Check each line of the material below for "React", then copy the ones that contain it.

## Task material:
⟨

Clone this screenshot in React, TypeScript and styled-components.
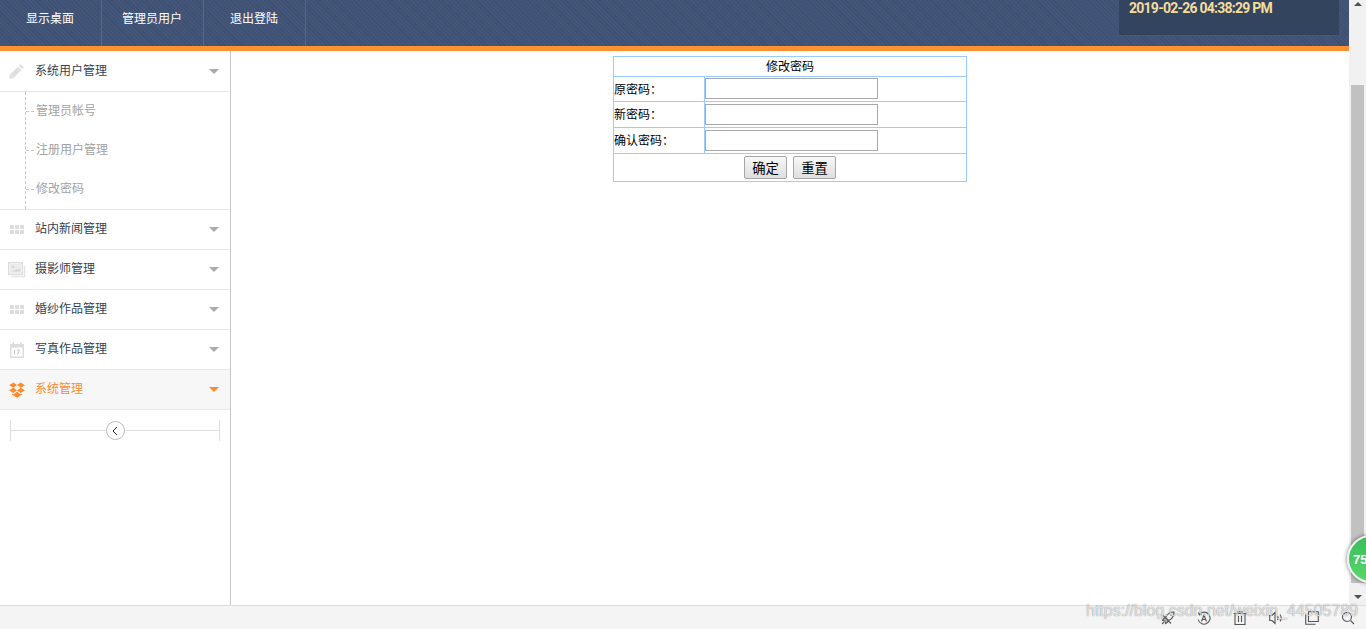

⟩
⟨

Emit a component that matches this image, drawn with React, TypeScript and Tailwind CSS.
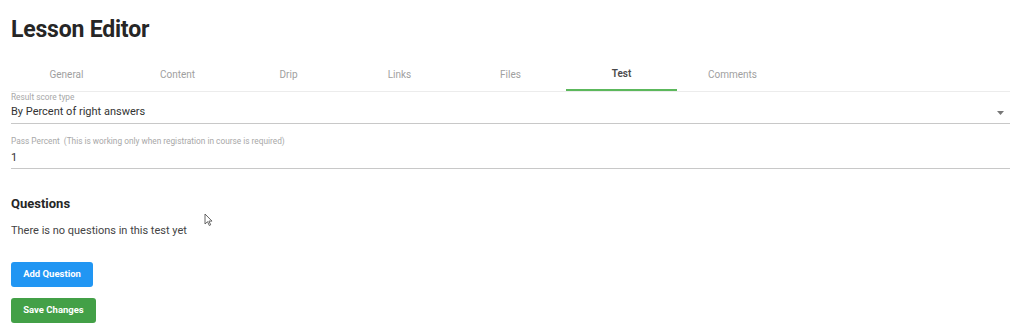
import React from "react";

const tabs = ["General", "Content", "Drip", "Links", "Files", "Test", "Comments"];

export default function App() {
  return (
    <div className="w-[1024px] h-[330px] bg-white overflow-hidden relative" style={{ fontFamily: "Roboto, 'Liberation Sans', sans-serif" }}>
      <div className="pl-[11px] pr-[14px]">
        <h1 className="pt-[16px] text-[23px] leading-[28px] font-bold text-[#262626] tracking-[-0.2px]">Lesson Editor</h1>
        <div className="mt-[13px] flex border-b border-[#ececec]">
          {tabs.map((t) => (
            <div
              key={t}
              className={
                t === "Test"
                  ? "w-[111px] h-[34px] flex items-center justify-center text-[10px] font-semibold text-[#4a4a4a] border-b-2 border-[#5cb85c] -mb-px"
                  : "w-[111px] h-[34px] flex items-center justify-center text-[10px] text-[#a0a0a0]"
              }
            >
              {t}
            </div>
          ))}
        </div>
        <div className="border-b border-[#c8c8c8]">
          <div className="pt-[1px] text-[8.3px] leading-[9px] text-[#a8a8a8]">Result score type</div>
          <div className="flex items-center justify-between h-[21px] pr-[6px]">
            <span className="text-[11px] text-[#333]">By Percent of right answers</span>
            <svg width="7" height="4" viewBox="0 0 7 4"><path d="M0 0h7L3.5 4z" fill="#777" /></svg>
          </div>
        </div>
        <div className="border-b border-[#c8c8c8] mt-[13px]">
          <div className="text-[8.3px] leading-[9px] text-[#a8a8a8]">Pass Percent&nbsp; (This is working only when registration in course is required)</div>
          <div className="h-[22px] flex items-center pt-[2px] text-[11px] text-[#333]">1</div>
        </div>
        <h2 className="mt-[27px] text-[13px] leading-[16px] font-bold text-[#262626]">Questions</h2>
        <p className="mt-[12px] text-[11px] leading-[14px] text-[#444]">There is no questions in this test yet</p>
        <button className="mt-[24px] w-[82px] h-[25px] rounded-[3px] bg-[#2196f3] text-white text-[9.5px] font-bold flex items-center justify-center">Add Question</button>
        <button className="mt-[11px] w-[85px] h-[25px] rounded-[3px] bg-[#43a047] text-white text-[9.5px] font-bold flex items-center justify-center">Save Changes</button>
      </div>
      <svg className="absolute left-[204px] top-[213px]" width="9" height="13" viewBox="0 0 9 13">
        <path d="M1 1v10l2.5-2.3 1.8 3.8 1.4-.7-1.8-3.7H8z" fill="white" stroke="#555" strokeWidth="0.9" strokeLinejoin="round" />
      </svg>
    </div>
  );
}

⟩

## Full answer:
Clone this screenshot in React, TypeScript and styled-components.
Emit a component that matches this image, drawn with React, TypeScript and Tailwind CSS.
import React from "react";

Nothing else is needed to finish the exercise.